Segundo o reitor, existe a diferença até mesmo no tratamento concorrencial de setores econômicos distintos. “Alguns segmentos são ingnorados, como o de transporte terrestre, enquanto que o de transporte aéreo é acompanhado de perto”, compara.

Modelo alemão
Com a inspiração no Instituto Max Planck, think thank alemão, o Cedes concentrará teses e jurisprudência nacional e internacional sobre Direito Concorrencial, do Consumidor, Tributário e Trabalhista. O centro tem o patrocínio da Nestlé, Ambev, Editora Abril, Unilever e Microsoft, e deve ganhar novos apoiadores.

De acordo com Grandino Rodas, a intenção da entidade é ser “um sistema misto, com prisma interdisciplinar e muito Direito Comparado internacional”, com autonomia e independência em relação a seus patrocinadores. “Queremos que, a médio prazo, a chancela do centro seja sinônimo de credibilidade”, diz.

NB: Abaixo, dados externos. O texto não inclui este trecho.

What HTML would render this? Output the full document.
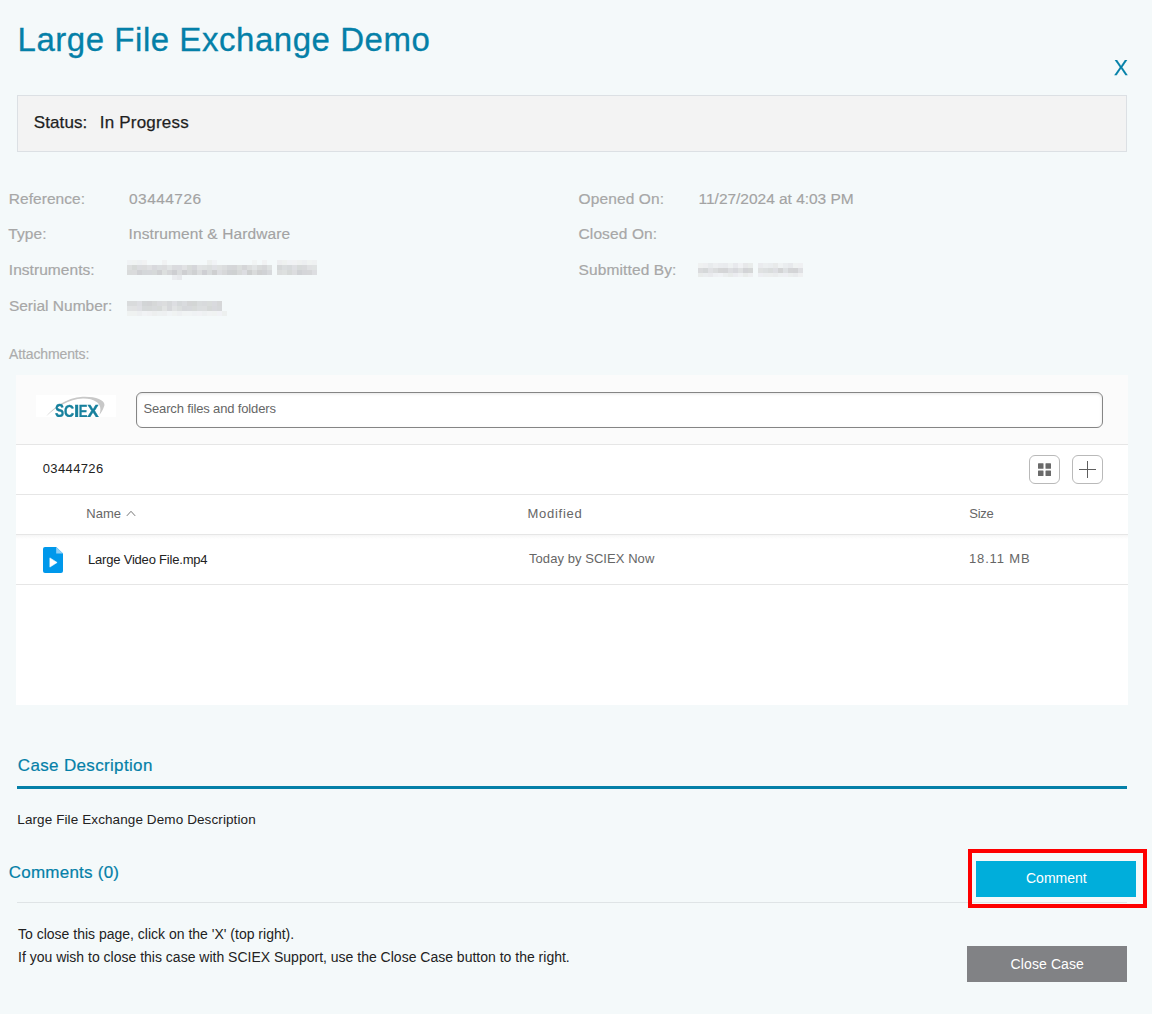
<!DOCTYPE html>
<html>
<head>
<meta charset="utf-8">
<title>Large File Exchange Demo</title>
<style>
html,body{margin:0;padding:0;}
body{width:1152px;height:1014px;background:#f4f9fa;font-family:"Liberation Sans",sans-serif;position:relative;overflow:hidden;color:#222;}
.abs{position:absolute;white-space:nowrap;line-height:1;}
.title{left:17.5px;top:23px;font-size:33px;color:#0480a8;letter-spacing:0.54px;-webkit-text-stroke:0.3px #0480a8;}
.closex{left:1113.6px;top:57px;font-size:22.5px;color:#0480a8;transform:scaleX(0.93);transform-origin:left top;-webkit-text-stroke:0.25px #0480a8;}
.status{left:17px;top:95px;width:1108px;height:55px;border:1px solid #dce0e4;background:#f3f3f3;}
.statustxt{font-size:17px;color:#1f1f1f;top:114px;-webkit-text-stroke:0.25px #1f1f1f;}
.lbl{font-size:15.5px;color:#a7a7a7;letter-spacing:0.12px;-webkit-text-stroke:0.2px #a7a7a7;}
.val{font-size:15.5px;color:#a3a3a3;letter-spacing:0.2px;-webkit-text-stroke:0.15px #a3a3a3;}
.att{left:9px;top:347px;font-size:14px;color:#acacac;letter-spacing:-0.12px;-webkit-text-stroke:0.15px #acacac;}
.panel{left:16px;top:375px;width:1112px;height:330px;background:#fff;}
.phead{left:0;top:0;width:1112px;height:69px;background:#fbfbfb;}
.hline{left:0;width:1112px;height:1px;background:#e6e6e6;}
.search{left:120px;top:17px;width:965px;height:34px;border:1px solid #858585;border-radius:6px;background:#fff;box-shadow:inset 0 1px 3px rgba(0,0,0,0.10);}
.ptxt{font-size:13px;color:#666;}
.dark{color:#222;}
.ibtn{width:29px;height:27px;border:1px solid #b9b9b9;border-radius:6px;background:#fff;top:80px;}
.h2{font-size:17px;color:#0480a8;-webkit-text-stroke:0.2px #0480a8;}
.bar{left:17px;top:786px;width:1110px;height:3px;background:#0480a8;}
.thin{left:17px;top:902px;width:1110px;height:1px;background:#dfe4e6;}
.body14{font-size:14px;color:#222;}
.redbox{left:968px;top:849px;width:171px;height:51px;border:4px solid #fe0000;}
.cbtn{left:976px;top:861px;width:160px;height:36px;background:#00aedb;}
.ccbtn{left:967px;top:946px;width:160px;height:36px;background:#818285;}
.btxt{color:#fff;font-size:14px;}
.blur{filter:blur(2px);background:#bdbdbd;opacity:.6;height:10px;}
</style>
</head>
<body>
<div id="title" class="abs title">Large File Exchange Demo</div>
<div id="closex" class="abs closex">X</div>

<div class="abs status"></div>
<div id="st1" class="abs statustxt" style="left:33.8px;letter-spacing:0.1px;">Status:</div>
<div id="st2" class="abs statustxt" style="left:99.8px;letter-spacing:0.2px;">In Progress</div>

<div id="l1" class="abs lbl" style="left:8.8px;top:191px;letter-spacing:0.05px;">Reference:</div>
<div id="v1" class="abs val" style="left:129px;top:191px;letter-spacing:0.45px;">03444726</div>
<div id="l2" class="abs lbl" style="left:8.2px;top:226px;">Type:</div>
<div id="v2" class="abs val" style="left:128.6px;top:226px;letter-spacing:0.11px;">Instrument &amp; Hardware</div>
<div id="l3" class="abs lbl" style="left:8.8px;top:262px;letter-spacing:0.05px;">Instruments:</div>
<svg class="abs" style="left:127px;top:260px;filter:blur(0.5px);" width="190" height="20" viewBox="0 0 190 20" shape-rendering="crispEdges"><rect x="0" y="0" width="5" height="5" fill="#f0f3f5"/><rect x="5" y="0" width="5" height="5" fill="#f0f3f3"/><rect x="10" y="0" width="5" height="5" fill="#eef1f3"/><rect x="15" y="0" width="5" height="5" fill="#f1f2f3"/><rect x="35" y="0" width="5" height="5" fill="#f0f2f3"/><rect x="80" y="0" width="5" height="5" fill="#edf0ef"/><rect x="85" y="0" width="5" height="5" fill="#f1f3f6"/><rect x="125" y="0" width="5" height="5" fill="#f1f4f4"/><rect x="135" y="0" width="5" height="5" fill="#f1f2f3"/><rect x="150" y="0" width="5" height="5" fill="#edeef0"/><rect x="155" y="0" width="5" height="5" fill="#eef1f0"/><rect x="160" y="0" width="5" height="5" fill="#f0f2f5"/><rect x="165" y="0" width="5" height="5" fill="#f1f2f4"/><rect x="170" y="0" width="5" height="5" fill="#eff1f1"/><rect x="175" y="0" width="5" height="5" fill="#edeff1"/><rect x="180" y="0" width="5" height="5" fill="#f0f3f2"/><rect x="185" y="0" width="5" height="5" fill="#eff1f2"/><rect x="0" y="5" width="5" height="5" fill="#dddfdf"/><rect x="5" y="5" width="5" height="5" fill="#d6d9d8"/><rect x="10" y="5" width="5" height="5" fill="#dbdcdf"/><rect x="15" y="5" width="5" height="5" fill="#dbdcdd"/><rect x="20" y="5" width="5" height="5" fill="#dfe0e2"/><rect x="25" y="5" width="5" height="5" fill="#d8d9dd"/><rect x="30" y="5" width="5" height="5" fill="#dbdee0"/><rect x="35" y="5" width="5" height="5" fill="#dbdcde"/><rect x="40" y="5" width="5" height="5" fill="#e1e4e5"/><rect x="45" y="5" width="5" height="5" fill="#dadbde"/><rect x="50" y="5" width="5" height="5" fill="#dadbdf"/><rect x="55" y="5" width="5" height="5" fill="#e1e2e4"/><rect x="60" y="5" width="5" height="5" fill="#d8dbda"/><rect x="65" y="5" width="5" height="5" fill="#d5d6da"/><rect x="70" y="5" width="5" height="5" fill="#e1e3e4"/><rect x="75" y="5" width="5" height="5" fill="#dfe2e2"/><rect x="80" y="5" width="5" height="5" fill="#dcdfdf"/><rect x="85" y="5" width="5" height="5" fill="#e0e1e5"/><rect x="90" y="5" width="5" height="5" fill="#dfe1e1"/><rect x="95" y="5" width="5" height="5" fill="#dbddde"/><rect x="100" y="5" width="5" height="5" fill="#d5d7d9"/><rect x="105" y="5" width="5" height="5" fill="#d5d6d8"/><rect x="110" y="5" width="5" height="5" fill="#dbdedd"/><rect x="115" y="5" width="5" height="5" fill="#d5d6d8"/><rect x="120" y="5" width="5" height="5" fill="#dcdede"/><rect x="125" y="5" width="5" height="5" fill="#e1e4e5"/><rect x="130" y="5" width="5" height="5" fill="#d9dbdb"/><rect x="135" y="5" width="5" height="5" fill="#d6d7d9"/><rect x="140" y="5" width="5" height="5" fill="#dee1e1"/><rect x="150" y="5" width="5" height="5" fill="#d5d8d9"/><rect x="155" y="5" width="5" height="5" fill="#dadddf"/><rect x="160" y="5" width="5" height="5" fill="#d7dadc"/><rect x="165" y="5" width="5" height="5" fill="#dedfe3"/><rect x="170" y="5" width="5" height="5" fill="#d7dada"/><rect x="175" y="5" width="5" height="5" fill="#d9dadc"/><rect x="180" y="5" width="5" height="5" fill="#e0e1e3"/><rect x="185" y="5" width="5" height="5" fill="#e0e3e3"/><rect x="0" y="10" width="5" height="5" fill="#d9dbdb"/><rect x="5" y="10" width="5" height="5" fill="#dadbdc"/><rect x="10" y="10" width="5" height="5" fill="#d0d1d4"/><rect x="15" y="10" width="5" height="5" fill="#d4d7d9"/><rect x="20" y="10" width="5" height="5" fill="#d5d7da"/><rect x="25" y="10" width="5" height="5" fill="#d6d9d9"/><rect x="30" y="10" width="5" height="5" fill="#cfd0d2"/><rect x="35" y="10" width="5" height="5" fill="#dcdfde"/><rect x="40" y="10" width="5" height="5" fill="#d5d6d8"/><rect x="45" y="10" width="5" height="5" fill="#cdced1"/><rect x="50" y="10" width="5" height="5" fill="#dadcdd"/><rect x="55" y="10" width="5" height="5" fill="#cecfd1"/><rect x="60" y="10" width="5" height="5" fill="#d6d8d9"/><rect x="65" y="10" width="5" height="5" fill="#cfd1d2"/><rect x="70" y="10" width="5" height="5" fill="#dbddde"/><rect x="75" y="10" width="5" height="5" fill="#cecfd3"/><rect x="80" y="10" width="5" height="5" fill="#d8dbdc"/><rect x="85" y="10" width="5" height="5" fill="#cecfd0"/><rect x="90" y="10" width="5" height="5" fill="#dcdde0"/><rect x="95" y="10" width="5" height="5" fill="#d7d8d9"/><rect x="100" y="10" width="5" height="5" fill="#cfd1d3"/><rect x="105" y="10" width="5" height="5" fill="#ced1d1"/><rect x="110" y="10" width="5" height="5" fill="#d7d9d9"/><rect x="115" y="10" width="5" height="5" fill="#dcdde1"/><rect x="120" y="10" width="5" height="5" fill="#cdcfcf"/><rect x="125" y="10" width="5" height="5" fill="#d9dbdb"/><rect x="130" y="10" width="5" height="5" fill="#cfd0d1"/><rect x="135" y="10" width="5" height="5" fill="#d0d2d5"/><rect x="140" y="10" width="5" height="5" fill="#d7d9dc"/><rect x="150" y="10" width="5" height="5" fill="#dbdddd"/><rect x="155" y="10" width="5" height="5" fill="#dde0df"/><rect x="160" y="10" width="5" height="5" fill="#d6d9d8"/><rect x="165" y="10" width="5" height="5" fill="#dcdddf"/><rect x="170" y="10" width="5" height="5" fill="#d0d2d5"/><rect x="175" y="10" width="5" height="5" fill="#d5d6d9"/><rect x="180" y="10" width="5" height="5" fill="#d6d7d9"/><rect x="185" y="10" width="5" height="5" fill="#dddee1"/><rect x="45" y="15" width="5" height="5" fill="#ebedf0"/><rect x="50" y="15" width="5" height="5" fill="#e7e9ec"/></svg>
<div id="l4" class="abs lbl" style="left:8.9px;top:298px;letter-spacing:0.0px;">Serial Number:</div>
<svg class="abs" style="left:127px;top:300.5px;filter:blur(0.5px);" width="100" height="15" viewBox="0 0 100 15" shape-rendering="crispEdges"><rect x="0" y="0" width="5" height="5" fill="#d9dbdc"/><rect x="5" y="0" width="5" height="5" fill="#d9dbdc"/><rect x="10" y="0" width="5" height="5" fill="#dddee2"/><rect x="15" y="0" width="5" height="5" fill="#d2d5d6"/><rect x="20" y="0" width="5" height="5" fill="#d2d3d5"/><rect x="25" y="0" width="5" height="5" fill="#d6d8d8"/><rect x="30" y="0" width="5" height="5" fill="#dadbde"/><rect x="35" y="0" width="5" height="5" fill="#dcddde"/><rect x="40" y="0" width="5" height="5" fill="#d6d8da"/><rect x="45" y="0" width="5" height="5" fill="#dddee2"/><rect x="50" y="0" width="5" height="5" fill="#d5d8da"/><rect x="55" y="0" width="5" height="5" fill="#d9dbde"/><rect x="60" y="0" width="5" height="5" fill="#d4d5d6"/><rect x="65" y="0" width="5" height="5" fill="#d3d6d5"/><rect x="70" y="0" width="5" height="5" fill="#d9dcdd"/><rect x="75" y="0" width="5" height="5" fill="#d8dadc"/><rect x="80" y="0" width="5" height="5" fill="#d9dcdb"/><rect x="85" y="0" width="5" height="5" fill="#d9dade"/><rect x="90" y="0" width="5" height="5" fill="#d6d7d8"/><rect x="0" y="5" width="5" height="5" fill="#e1e3e4"/><rect x="5" y="5" width="5" height="5" fill="#e1e2e3"/><rect x="10" y="5" width="5" height="5" fill="#dfe0e4"/><rect x="15" y="5" width="5" height="5" fill="#d6d9da"/><rect x="20" y="5" width="5" height="5" fill="#d6d9d9"/><rect x="25" y="5" width="5" height="5" fill="#d8dadc"/><rect x="30" y="5" width="5" height="5" fill="#d7dad9"/><rect x="35" y="5" width="5" height="5" fill="#e1e3e3"/><rect x="40" y="5" width="5" height="5" fill="#d7d8db"/><rect x="45" y="5" width="5" height="5" fill="#e1e3e4"/><rect x="50" y="5" width="5" height="5" fill="#dbdede"/><rect x="55" y="5" width="5" height="5" fill="#d6d8db"/><rect x="60" y="5" width="5" height="5" fill="#d7d9dc"/><rect x="65" y="5" width="5" height="5" fill="#d8dbda"/><rect x="70" y="5" width="5" height="5" fill="#dbdedf"/><rect x="75" y="5" width="5" height="5" fill="#dcdedf"/><rect x="80" y="5" width="5" height="5" fill="#d6d9d8"/><rect x="85" y="5" width="5" height="5" fill="#d8d9dd"/><rect x="90" y="5" width="5" height="5" fill="#d6d8da"/><rect x="0" y="10" width="5" height="5" fill="#eff2f1"/><rect x="5" y="10" width="5" height="5" fill="#eff2f1"/><rect x="10" y="10" width="5" height="5" fill="#edeff1"/><rect x="15" y="10" width="5" height="5" fill="#f1f3f5"/><rect x="20" y="10" width="5" height="5" fill="#f0f1f3"/><rect x="25" y="10" width="5" height="5" fill="#edefef"/><rect x="30" y="10" width="5" height="5" fill="#eef1f2"/><rect x="35" y="10" width="5" height="5" fill="#eef0f1"/><rect x="40" y="10" width="5" height="5" fill="#f1f4f6"/><rect x="45" y="10" width="5" height="5" fill="#f0f3f2"/><rect x="50" y="10" width="5" height="5" fill="#eef0f2"/><rect x="55" y="10" width="5" height="5" fill="#f1f4f4"/><rect x="60" y="10" width="5" height="5" fill="#f1f4f5"/><rect x="65" y="10" width="5" height="5" fill="#eff2f4"/><rect x="70" y="10" width="5" height="5" fill="#f1f2f5"/><rect x="75" y="10" width="5" height="5" fill="#eef1f2"/><rect x="80" y="10" width="5" height="5" fill="#f1f3f4"/><rect x="85" y="10" width="5" height="5" fill="#f0f3f2"/><rect x="90" y="10" width="5" height="5" fill="#f1f2f6"/><rect x="95" y="10" width="5" height="5" fill="#edf0ef"/></svg>

<div id="l5" class="abs lbl" style="left:578.5px;top:191px;">Opened On:</div>
<div id="v5" class="abs val" style="left:698.6px;top:191px;letter-spacing:-0.03px;">11/27/2024 at 4:03 PM</div>
<div id="l6" class="abs lbl" style="left:578.5px;top:226px;">Closed On:</div>
<div id="l7" class="abs lbl" style="left:578.5px;top:262px;">Submitted By:</div>
<svg class="abs" style="left:698px;top:263px;filter:blur(0.5px);" width="105" height="14" viewBox="0 0 105 14" shape-rendering="crispEdges"><rect x="0" y="0" width="5" height="5" fill="#eff1f1"/><rect x="5" y="0" width="5" height="5" fill="#eeeff1"/><rect x="10" y="0" width="5" height="5" fill="#e8ebed"/><rect x="15" y="0" width="5" height="5" fill="#edeff1"/><rect x="20" y="0" width="5" height="5" fill="#eaecef"/><rect x="25" y="0" width="5" height="5" fill="#e9ebee"/><rect x="30" y="0" width="5" height="5" fill="#eef1f2"/><rect x="35" y="0" width="5" height="5" fill="#e8e9ed"/><rect x="40" y="0" width="5" height="5" fill="#f0f1f4"/><rect x="50" y="0" width="5" height="5" fill="#e9eceb"/><rect x="45" y="0" width="5" height="5" fill="#e7e8ea"/><rect x="60" y="0" width="5" height="5" fill="#eaebee"/><rect x="65" y="0" width="5" height="5" fill="#eceff0"/><rect x="70" y="0" width="5" height="5" fill="#eaedef"/><rect x="75" y="0" width="5" height="5" fill="#e8eaea"/><rect x="80" y="0" width="5" height="5" fill="#eff2f3"/><rect x="85" y="0" width="5" height="5" fill="#eaedef"/><rect x="90" y="0" width="5" height="5" fill="#e7e9ec"/><rect x="95" y="0" width="5" height="5" fill="#eff2f2"/><rect x="100" y="0" width="5" height="5" fill="#eff0f2"/><rect x="0" y="5" width="5" height="5" fill="#dadbdd"/><rect x="5" y="5" width="5" height="5" fill="#d5d8d9"/><rect x="10" y="5" width="5" height="5" fill="#e0e1e4"/><rect x="15" y="5" width="5" height="5" fill="#dbddde"/><rect x="20" y="5" width="5" height="5" fill="#d5d6d7"/><rect x="25" y="5" width="5" height="5" fill="#d4d5d7"/><rect x="30" y="5" width="5" height="5" fill="#dddee1"/><rect x="35" y="5" width="5" height="5" fill="#d8d9dd"/><rect x="40" y="5" width="5" height="5" fill="#dfe1e2"/><rect x="50" y="5" width="5" height="5" fill="#d5d7d7"/><rect x="45" y="5" width="5" height="5" fill="#d3d4d7"/><rect x="60" y="5" width="5" height="5" fill="#e0e2e2"/><rect x="65" y="5" width="5" height="5" fill="#dde0e1"/><rect x="70" y="5" width="5" height="5" fill="#dadddd"/><rect x="75" y="5" width="5" height="5" fill="#dedfe3"/><rect x="80" y="5" width="5" height="5" fill="#d3d4d5"/><rect x="85" y="5" width="5" height="5" fill="#dee1e3"/><rect x="90" y="5" width="5" height="5" fill="#d4d5d7"/><rect x="95" y="5" width="5" height="5" fill="#d3d4d6"/><rect x="100" y="5" width="5" height="5" fill="#dfe0e3"/><rect x="0" y="10" width="5" height="4" fill="#e9eceb"/><rect x="5" y="10" width="5" height="4" fill="#eaedef"/><rect x="10" y="10" width="5" height="4" fill="#e9eaed"/><rect x="15" y="10" width="5" height="4" fill="#eef0f3"/><rect x="20" y="10" width="5" height="4" fill="#f0f2f5"/><rect x="25" y="10" width="5" height="4" fill="#ebeeef"/><rect x="30" y="10" width="5" height="4" fill="#e8ebea"/><rect x="35" y="10" width="5" height="4" fill="#ebecf0"/><rect x="40" y="10" width="5" height="4" fill="#eff1f3"/><rect x="50" y="10" width="5" height="4" fill="#eeeff1"/><rect x="45" y="10" width="5" height="4" fill="#e9eceb"/><rect x="60" y="10" width="5" height="4" fill="#edeef2"/><rect x="65" y="10" width="5" height="4" fill="#ebeeef"/><rect x="70" y="10" width="5" height="4" fill="#eceeee"/><rect x="75" y="10" width="5" height="4" fill="#eaeced"/><rect x="80" y="10" width="5" height="4" fill="#edf0f1"/><rect x="85" y="10" width="5" height="4" fill="#eeeff3"/><rect x="90" y="10" width="5" height="4" fill="#ebeeee"/><rect x="95" y="10" width="5" height="4" fill="#e9ebed"/><rect x="100" y="10" width="5" height="4" fill="#eff0f1"/></svg>

<div id="att" class="abs att">Attachments:</div>

<div class="abs panel">
  <div class="abs phead"></div>
  <div class="abs hline" style="top:69px;"></div>
  <div class="abs search"></div>
  <div id="p1" class="abs ptxt" style="left:127.5px;top:27px;letter-spacing:-0.15px;">Search files and folders</div>
  <div id="p2" class="abs ptxt dark" style="left:26.7px;top:87px;letter-spacing:0.38px;">03444726</div>
  <div class="abs ibtn" style="left:1013px;"></div>
  <div class="abs ibtn" style="left:1056px;"></div>
  <div class="abs hline" style="top:119px;"></div>
  <div id="p3" class="abs ptxt" style="left:70.2px;top:132px;letter-spacing:0.05px;">Name</div>
  <div id="p4" class="abs ptxt" style="left:511.4px;top:132px;letter-spacing:0.75px;">Modified</div>
  <div id="p5" class="abs ptxt" style="left:953.3px;top:132px;letter-spacing:-0.3px;">Size</div>
  <div class="abs hline" style="top:159px;"></div>
  <div class="abs" style="left:0;top:160px;width:1112px;height:4px;background:linear-gradient(#f6f6f6,#fff);"></div>
  <div id="p6" class="abs ptxt dark" style="left:72px;top:178px;letter-spacing:-0.2px;">Large Video File.mp4</div>
  <div id="p7" class="abs ptxt" style="left:513px;top:177px;letter-spacing:0.06px;">Today by SCIEX Now</div>
  <div id="p8" class="abs ptxt" style="left:953px;top:177px;letter-spacing:0.85px;">18.11 MB</div>
  <div class="abs hline" style="top:209px;"></div>

  <!-- logo -->
  <div class="abs" style="left:20px;top:20px;width:80px;height:22px;background:#fff;"></div>
  <svg class="abs" style="left:20px;top:20px;filter:blur(0.4px);" width="80" height="22" viewBox="0 0 80 22">
    <path d="M10,21.4 C17,13 30,2.6 46.5,1.7 C60.5,1.1 70.8,5.6 68,11.6 C67,15 65,18 63.4,19.9 C65.2,15 64.8,10.2 61,7.2 C57,4.2 52,3.4 47,3.5 C33,3.9 20,12.3 10,21.4 Z" fill="#c8c8c8"/>
    <g font-family="Liberation Sans, sans-serif" font-weight="bold" fill="#17809d" stroke="#17809d" stroke-width="0.35">
      <text transform="translate(19.0,21.7) scale(0.756,1)" font-size="18.1">S</text>
      <text transform="translate(28.02,21.7) scale(0.90,1)" font-size="15.6">C</text>
      <text transform="translate(38.05,21.7) scale(1.2,1)" font-size="15.6">I</text>
      <text transform="translate(42.83,21.7) scale(0.834,1)" font-size="15.6">E</text>
      <text transform="translate(51.25,21.7) scale(1.106,1)" font-size="15.6">X</text>
    </g>
  </svg>
  <!-- grid icon -->
  <svg class="abs" style="left:1021px;top:87px;" width="15" height="15" viewBox="0 0 15 15">
    <rect x="1" y="1.2" width="5.5" height="5.5" rx="0.5" fill="#6a6a6a"/><rect x="8.5" y="1.2" width="5.5" height="5.5" rx="0.5" fill="#6a6a6a"/>
    <rect x="1" y="8.5" width="5.5" height="5.5" rx="0.5" fill="#6a6a6a"/><rect x="8.5" y="8.5" width="5.5" height="5.5" rx="0.5" fill="#6a6a6a"/>
  </svg>
  <!-- plus icon -->
  <div class="abs" style="left:1063px;top:94px;width:17px;height:1px;background:#5e5e5e;"></div>
  <div class="abs" style="left:1071px;top:86px;width:1px;height:17px;background:#5e5e5e;"></div>
  <!-- caret -->
  <svg class="abs" style="left:110px;top:135px;" width="10" height="7" viewBox="0 0 10 7"><path d="M0.8,5.9 L5,1.3 L9.2,5.9" fill="none" stroke="#777" stroke-width="1"/></svg>
  <!-- file icon -->
  <svg class="abs" style="left:27px;top:172px;" width="20" height="26" viewBox="0 0 20 26">
    <path d="M2,0 H13.2 L20,6.4 V24 a2,2 0 0 1 -2,2 H2 a2,2 0 0 1 -2,-2 V2 a2,2 0 0 1 2,-2 Z" fill="#0098eb"/>
    <path d="M13.2,0 V6.4 H20 Z" fill="#8fd0f7"/>
    <path d="M6.9,10.9 L14.1,15.5 L6.9,20.1 Z" fill="#fff" stroke="#fff" stroke-width="0.6" stroke-linejoin="round"/>
  </svg>
</div>

<div id="h1" class="abs h2" style="left:17.8px;top:757px;letter-spacing:0.34px;">Case Description</div>
<div class="abs bar"></div>
<div id="b1" class="abs body14" style="left:17.3px;top:813px;font-size:13.5px;letter-spacing:0.1px;">Large File Exchange Demo Description</div>
<div id="h2" class="abs h2" style="left:8.7px;top:864px;letter-spacing:0.24px;">Comments (0)</div>
<div class="abs thin"></div>
<div class="abs cbtn"></div>
<div class="abs redbox"></div>
<div id="bt1" class="abs btxt" style="left:1026px;top:871px;">Comment</div>
<div id="b2" class="abs body14" style="left:18px;top:927px;">To close this page, click on the 'X' (top right).</div>
<div id="b3" class="abs body14" style="left:18px;top:950px;">If you wish to close this case with SCIEX Support, use the Close Case button to the right.</div>
<div class="abs ccbtn"></div>
<div id="bt2" class="abs btxt" style="left:1010.6px;top:957px;letter-spacing:0.1px;">Close Case</div>
</body>
</html>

O seminário de abertura, que acontece no Grand Hyatt São Paulo Hotel, terá ainda as palestras do ministro Gilmar Mendes, do Supremo Tribunal Federal, do ministro da Defesa, Nelson Jobim, da secretária de Direito Econômico do Ministério da Justiça, Mariana Tavares, dos advogados Luiz Roberto Barroso, Tércio Sampaio Ferraz e Ubiratan Mattos, do deputado federal e ex-ministro da Fazenda Antônio Palocci (PT-SP), e dos professores João Manoel Pinho de Mello, Renato Flores e Frédéric Jenny, da ESSEC Business School (França).

O segundo evento da entidade, ainda em 2010, será sobre Direito do Consumidor. Em 2011, os seminários tratarão das áreas trabalhista e fiscal. Todos os estudos do Cedes serão publicados na internet.